Building on previous research documenting how the process of exiting from high control religious communities may be associated with ostracism and feelings of abandonment (Friedson 2015; Holden 2002; Hookway and Habibis 2015; Lalich and McLaren 2010; Ransom et al.  2020; Testoni et al. 2019), this study examined how the leaving process impacted former members of Jehovah’s Witnesses. Analysis of the narratives yielded common themes documenting respondents’ sense-making through the process of “transitioning out”, which impacted adversely their sense of self, belonging, self-worth and mental well-being.

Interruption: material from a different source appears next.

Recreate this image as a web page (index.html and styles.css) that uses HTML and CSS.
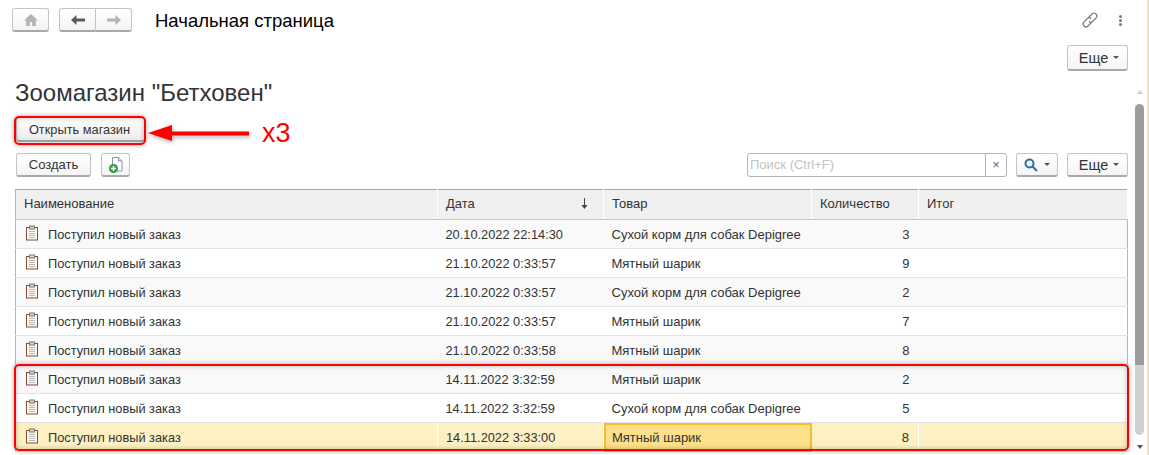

Participants in the current study were either disfellowshipped or had left of their own accord, and narratives appeared to indicate that the mode of exiting significantly impacted respondents’ sense of themselves in relation to others. In this way, respondents who had been disfellowshipped tended to report the experience of being “hard wired” to their JW identity to an extent. In contrast, respondents who had left on their own accord, tended to struggle less with establishing a new identity outside the faith, or with reverting to an identity more akin to their pre-JW life. By indicating that the mode of exit shapes identity transition, the current study contributes complementary insights to previous work which has tended to either examine solely the experiences of those who chose to leave the organisation (Testoni et al. 2019), or did not draw comparisons between those who may have had comparatively less agency in the leaving process (Lalich and McLaren 2010). In conjunction with these previous findings, the current research adds weight to the notion that people’s sense of agency may be an important influence on differential perceived threats to identity. Specifically, current findings suggest that adverse effects of felt religious ostracism may, to a degree, be tempered by a sense of control. Overall, the current study provides an initial qualitative indication that the experience of being disfellowshipped may pose a particularly strong threat to identity.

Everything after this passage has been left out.